La différence de traitement de la crise entre les pays selon le régime politique (prise de décision, respect, confiance réciproque, rapidité d’exécution, communication, principes de précaution, mobilisation des moyens) nécessiterait à elle seule un post.
Au-delà des interrogations qui pointent sur la notion d’indépendance (des continents, des états…), le vrai débat est la localisation. On ne peut pas continuer à produire et transporter d’un bout à l’autre de la planète, ceci imposera de renoncer au profit maximal.
Et après ?
J’espère que la recherche de bouc-émissaire ne prendra pas trop de temps, elle ne servira pas à grand chose sauf à faussement calmer les angoisses.

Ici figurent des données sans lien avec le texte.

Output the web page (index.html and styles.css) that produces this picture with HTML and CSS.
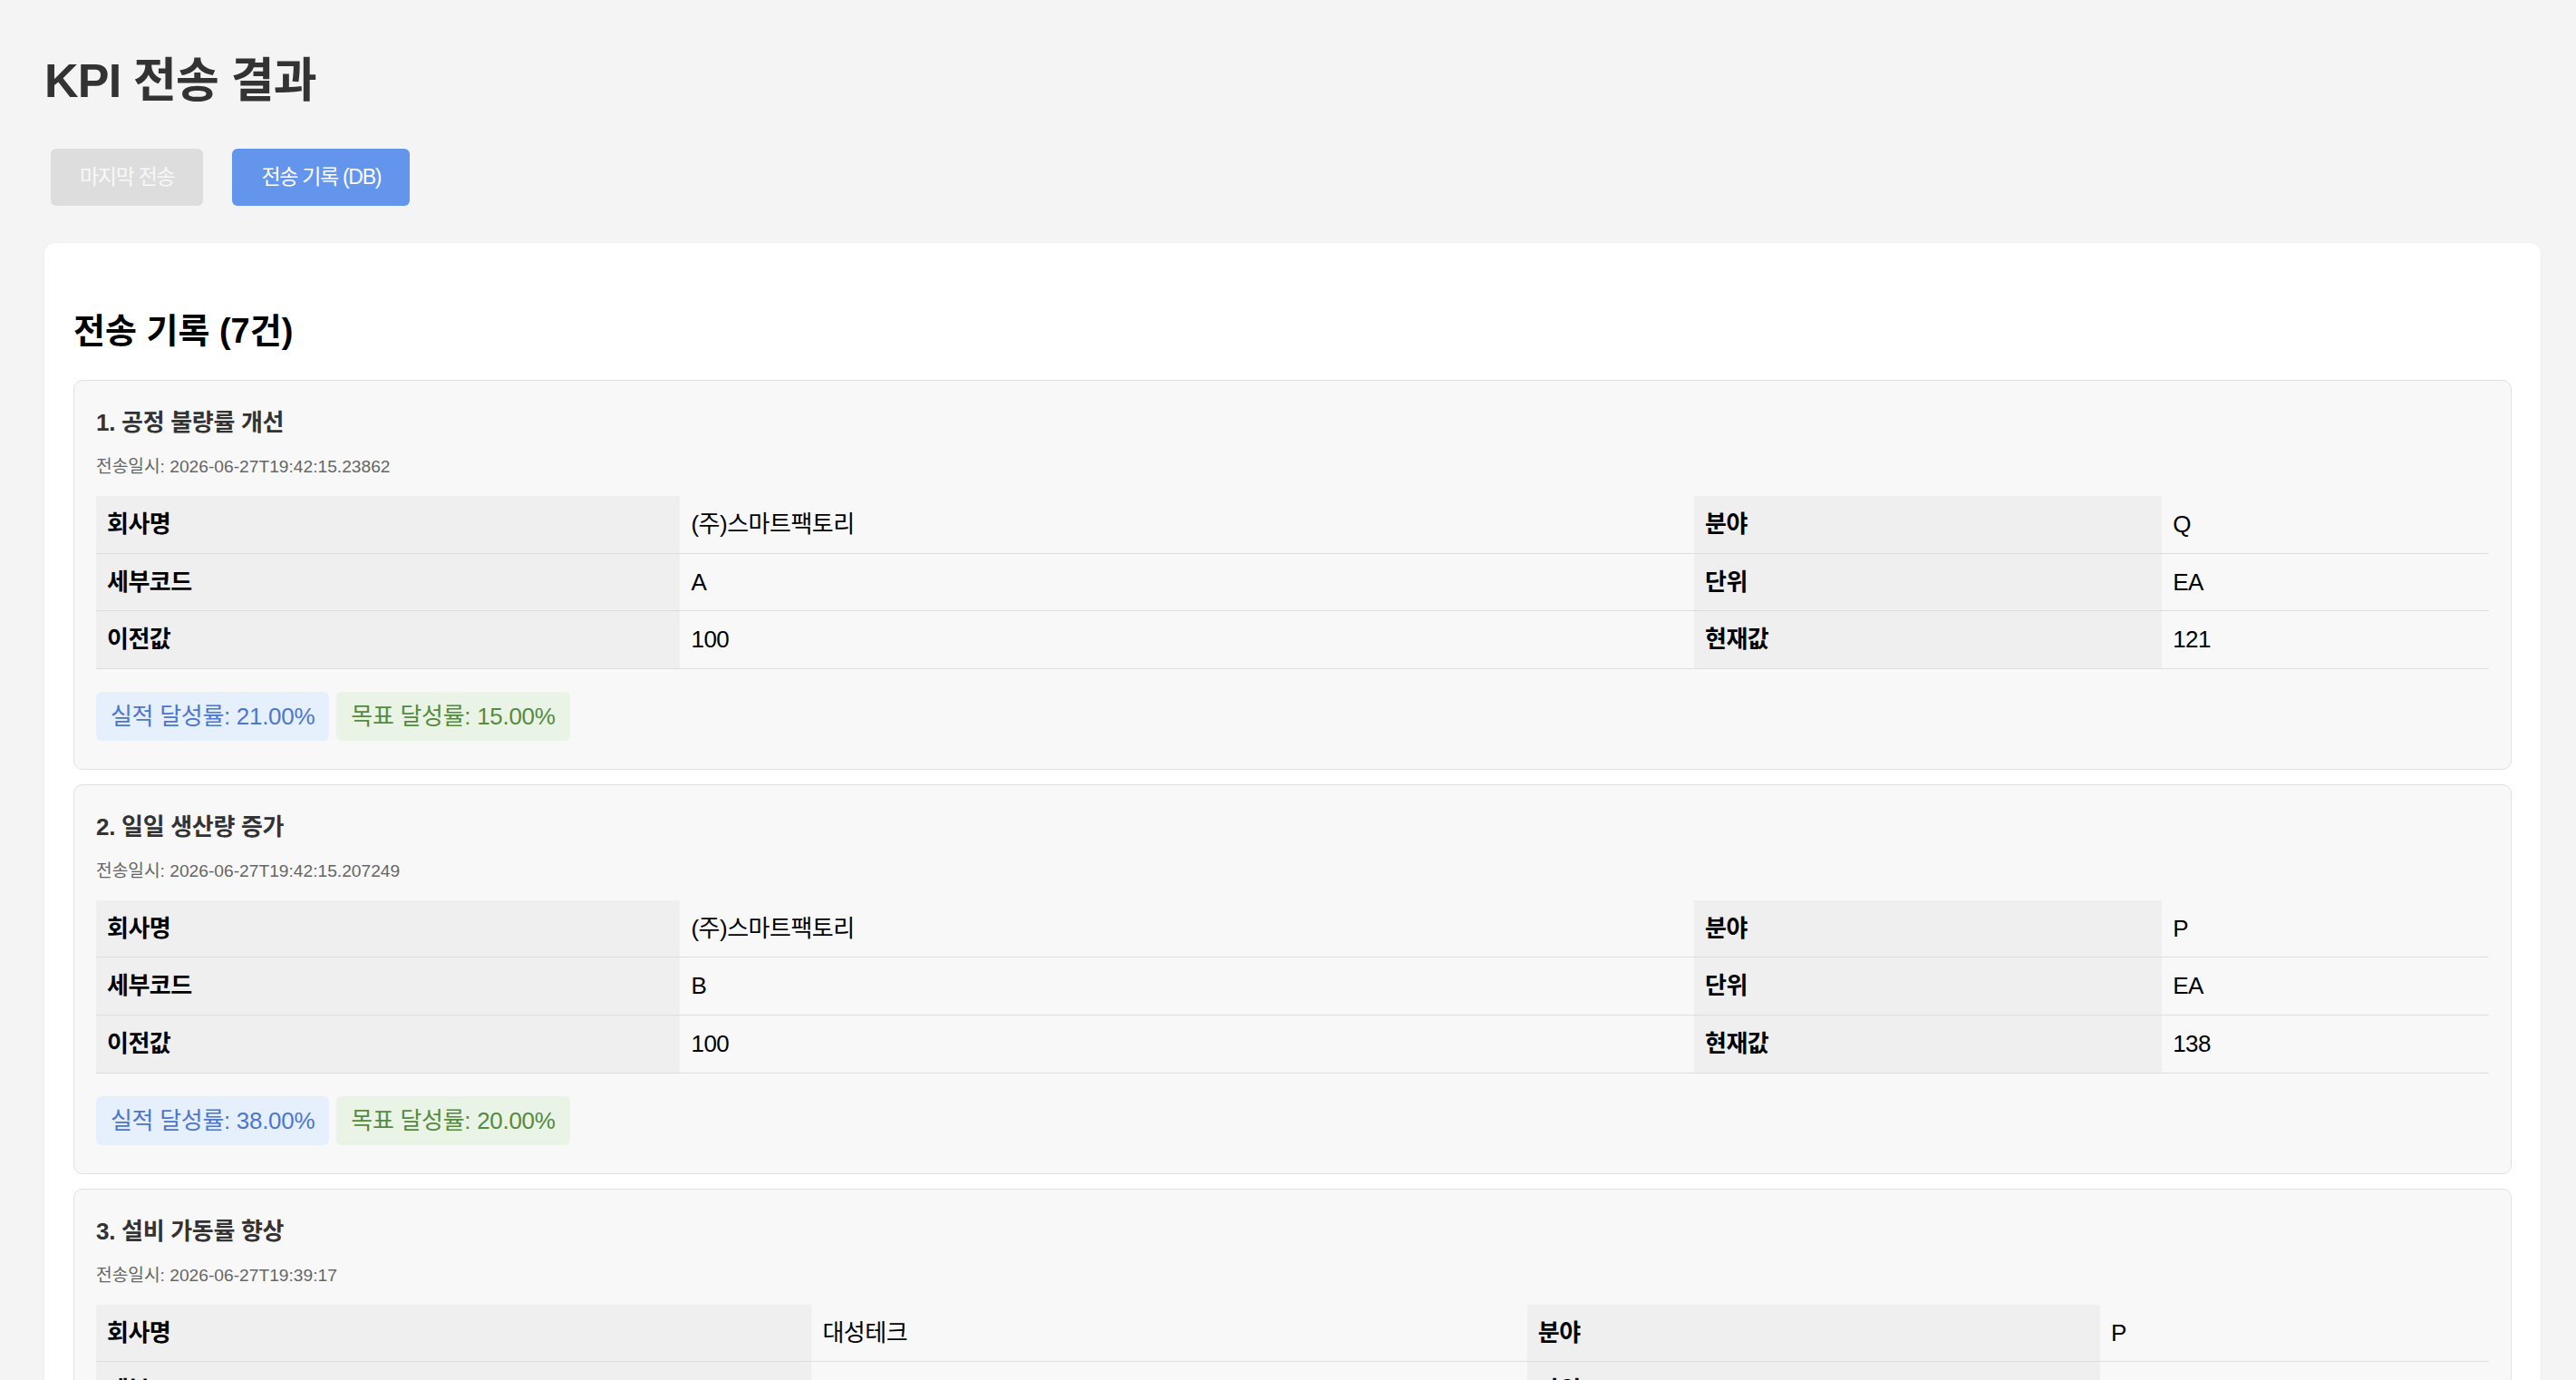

Les économistes vont vouloir relancer la machine et refaire la même chose, c’est une certitude, ils vont tenter de minimiser la portée de la catastrophe que nous vivons.
On risque d’accélérer la création de toute pièce de liquidités à injecter dans le système du crédit bon marché, tout en espérant que les scientifiques parviennent à trouver quelque chose de vraiment géant avant que la bulle n’explose. Dans le passé, les grandes catastrophes ont, à chaque fois, généré des bouleversements conséquents dans le fonctionnement de nos sociétés.
J’espère que l’on va changer de paradigme, et que pour la première fois, on va faire passer la vie des individus avant l’économie. Cela passera par un changement profond, la nécessité de revisiter complètement la hiérarchie des valeurs, de bousculer les croyances bien ancrées, de se poser la question du sens, de se poser de vraies questions existentialistes. L’individualisme nous a déjà coûté beaucoup trop cher.
En ce qui me concerne, je vais sagement respecter les principes que l’on m’a inculqué : pense globalement et agis localement. Le coaching est un terrain idéal pour accompagner les personnes qui veulent s’éloigner de ce qu’elles connaissent mais ont des freins puissants, celles qui cherchent vers quoi elles veulent aller, celles qui ont une idée claire des changements à opérer et se heurtent à des oppositions farouches.